President Petro Poroshenko said that the Russian allegations are groundless and serve as "a pretext for more military threats against Ukraine."

See more: Russian Foreign Ministry claims second "Crimean saboteur" detained. PHOTO

Spokesperson to the U.S. Department of State Elizabeth Trudeau said that the Russian Federation's recent allegations on Ukraine's involvement in "subversive activities" in Russian-occupied Crimea should not distract the United States from the real issue Russia has created in Ukraine.

On Aug. 11, President of Ukraine Petro Poroshenko instructed that all the units deployed at the administrative border with Crimea and the demarcation line in the Donbas be on high alert.

Ihor Kotelianets, Panov's brother, claims Yevhen was kidnapped in Ukraine's Zaporizhia region and taken to the occupied peninsula.

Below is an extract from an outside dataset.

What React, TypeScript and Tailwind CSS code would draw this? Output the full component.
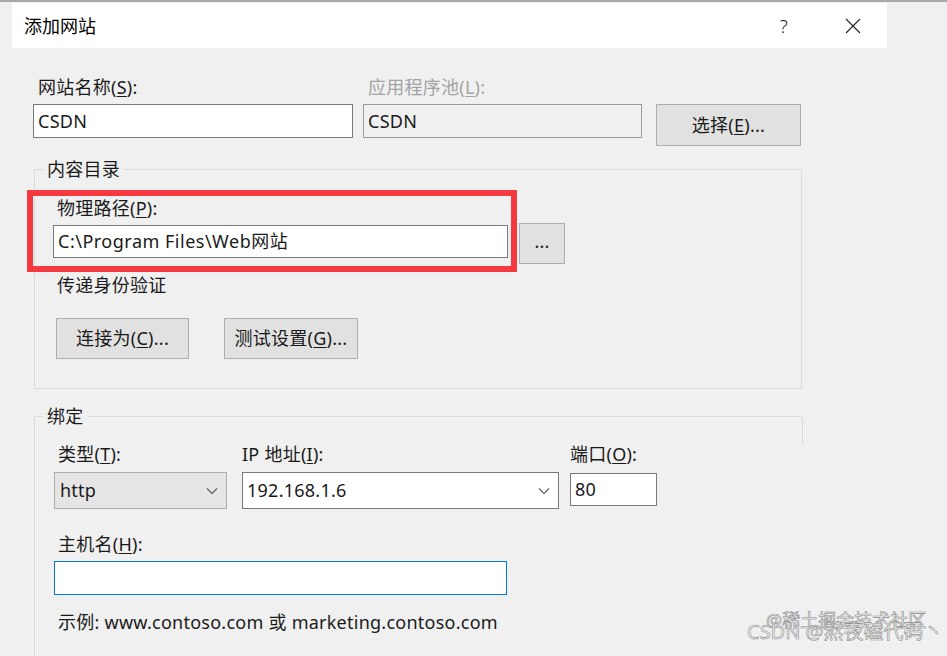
import React from "react";

const Key = ({ k }: { k: string }) => <span className="underline underline-offset-2">{k}</span>;

const Chevron = () => (
  <svg width="12" height="8" viewBox="0 0 12 8" className="shrink-0">
    <path d="M1 1.5 L6 6.5 L11 1.5" fill="none" stroke="#5a5a5a" strokeWidth="1.1" />
  </svg>
);

const GroupLabel = ({ children }: { children: React.ReactNode }) => (
  <div className="-mt-[11px] ml-[8px] h-[20px] w-fit bg-[#f0f0f0] px-[4px] leading-[20px]">{children}</div>
);

export default function App() {
  return (
    <div className="relative h-[656px] w-[947px] overflow-hidden bg-[#f0f0f0] font-['Noto_Sans','Noto_Sans_CJK_SC',sans-serif] text-[18px] tracking-[0.25px] text-[#1a1a1a]">
      <div className="h-[2px] bg-[#a8a8a8]" />

      {/* title bar */}
      <div className="ml-[12px] mt-[1px] flex h-[45px] w-[875px] items-center bg-white pl-[12px]">
        <span className="text-[18px] leading-[22px] tracking-normal text-black">添加网站</span>
        <span className="ml-auto text-[19px] font-light leading-[24px] text-[#222]">?</span>
        <svg width="16" height="16" viewBox="0 0 16 16" className="ml-[57px] mr-[26px]">
          <path d="M1 1 L15 15 M15 1 L1 15" stroke="#222" strokeWidth="1.1" />
        </svg>
      </div>

      <div className="pl-[33px] pt-[29px]">
        {/* site name / pool */}
        <div className="flex items-start">
          <div className="w-[320px]">
            <div className="h-[20px] pl-[5px] leading-[20px]">
              网站名称(<Key k="S" />):
            </div>
            <div className="mt-[7px] flex h-[34px] items-center border border-[#7a7a7a] bg-white pl-[4px]">CSDN</div>
          </div>
          <div className="ml-[10px] w-[279px]">
            <div className="h-[20px] pl-[5px] leading-[20px] text-[#a3a3a3]">
              应用程序池(<Key k="L" />):
            </div>
            <div className="mt-[7px] flex h-[34px] items-center border border-[#9a9a9a] bg-[#f0f0f0] pl-[4px]">CSDN</div>
          </div>
          <button className="ml-[14px] mt-[27px] flex h-[42px] w-[145px] items-center justify-center border border-[#adadad] bg-[#e1e1e1]">
            选择(<Key k="E" />)...
          </button>
        </div>

        {/* content directory */}
        <div className="ml-[1px] mt-[23px] h-[220px] w-[768px] border border-[#dadada]">
          <GroupLabel>内容目录</GroupLabel>
          <div className="ml-[22px] mt-[19px] h-[20px] leading-[20px]">
            物理路径(<Key k="P" />):
          </div>
          <div className="ml-[18px] mt-[5px] flex items-start">
            <div className="mt-[2px] flex h-[33px] w-[455px] items-center border border-[#7a7a7a] bg-white pl-[4px] tracking-[0.5px]">
              C:\Program Files\Web网站
            </div>
            <button className="ml-[11px] flex h-[41px] w-[46px] items-center justify-center border border-[#adadad] bg-[#e1e1e1] pb-[6px] leading-none">
              ...
            </button>
          </div>
          <div className="ml-[22px] mt-[11px] h-[20px] leading-[20px]">传递身份验证</div>
          <div className="ml-[21px] mt-[23px] flex gap-[35px]">
            <button className="flex h-[41px] w-[133px] items-center justify-center border border-[#adadad] bg-[#e1e1e1]">
              连接为(<Key k="C" />)...
            </button>
            <button className="flex h-[41px] w-[134px] items-center justify-center border border-[#adadad] bg-[#e1e1e1]">
              测试设置(<Key k="G" />)...
            </button>
          </div>
        </div>

        {/* binding */}
        <div className="ml-[1px] mt-[27px] h-[300px] w-[768px] border-l border-t border-[#dadada]">
          <div className="flex items-start justify-between">
            <GroupLabel>绑定</GroupLabel>
            <div className="-mr-px h-[26px] w-px bg-[#dadada]" />
          </div>
          <div className="ml-[19px] mt-[1px] flex items-start">
            <div className="w-[173px]">
              <div className="h-[20px] pl-[4px] leading-[20px]">
                类型(<Key k="T" />):
              </div>
              <div className="mt-[8px] flex h-[37px] items-center justify-between border border-[#adadad] bg-[#e5e5e5] pl-[5px] pr-[8px]">
                <span>http</span>
                <Chevron />
              </div>
            </div>
            <div className="ml-[15px] w-[317px]">
              <div className="h-[20px] leading-[20px]">
                IP 地址(<Key k="I" />):
              </div>
              <div className="mt-[8px] flex h-[37px] items-center justify-between border border-[#7a7a7a] bg-white pl-[4px] pr-[8px]">
                <span>192.168.1.6</span>
                <Chevron />
              </div>
            </div>
            <div className="ml-[11px] w-[87px]">
              <div className="h-[20px] leading-[20px]">
                端口(<Key k="O" />):
              </div>
              <div className="mt-[9px] flex h-[33px] items-center border border-[#7a7a7a] bg-white pl-[4px]">80</div>
            </div>
          </div>
          <div className="ml-[23px] mt-[25px] h-[20px] leading-[20px]">
            主机名(<Key k="H" />):
          </div>
          <div className="ml-[19px] mt-[7px] h-[34px] w-[453px] border border-[#0078d7] bg-white" />
          <div className="ml-[23px] mt-[17px] h-[20px] leading-[20px]">示例: www.contoso.com 或 marketing.contoso.com</div>
        </div>
      </div>

      {/* red annotation box */}
      <div className="pointer-events-none absolute left-[27px] top-[190px] h-[82px] w-[490px] border-[6px] border-[#f43a3e]" />

      {/* watermark */}
      <div className="pointer-events-none absolute left-[766px] top-[608px] whitespace-nowrap text-[18px] leading-[24px] tracking-normal text-[#f6f6f6] [-webkit-text-stroke:0.6px_#8c8c8c]">
        @稀土掘金技术社区
      </div>
      <div className="pointer-events-none absolute left-[747px] top-[619px] whitespace-nowrap text-[20px] leading-[26px] tracking-normal text-[#f6f6f6] [-webkit-text-stroke:0.6px_#8c8c8c]">
        CSDN @熬夜磕代码丶
      </div>
    </div>
  );
}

According to Ukraine's Defense Intelligence, none of its employees has been detained by the FSB to date in the territory of occupied Crimea.

The police have qualified the fact of Yevhen Panov's disappearance reported by his relatives as a criminal offence under the article 146 (illegal deprivation of freedom or abduction) of the Criminal Code of Ukraine.

First Deputy Chairman of the Verkhovna Rada, Ukraine's representative in the humanitarian subgroup of the Trilateral Contact Group Iryna Herashchenko says Yevhen Panov has become another kidnapped Russian hostage who Ukraine will have to liberate.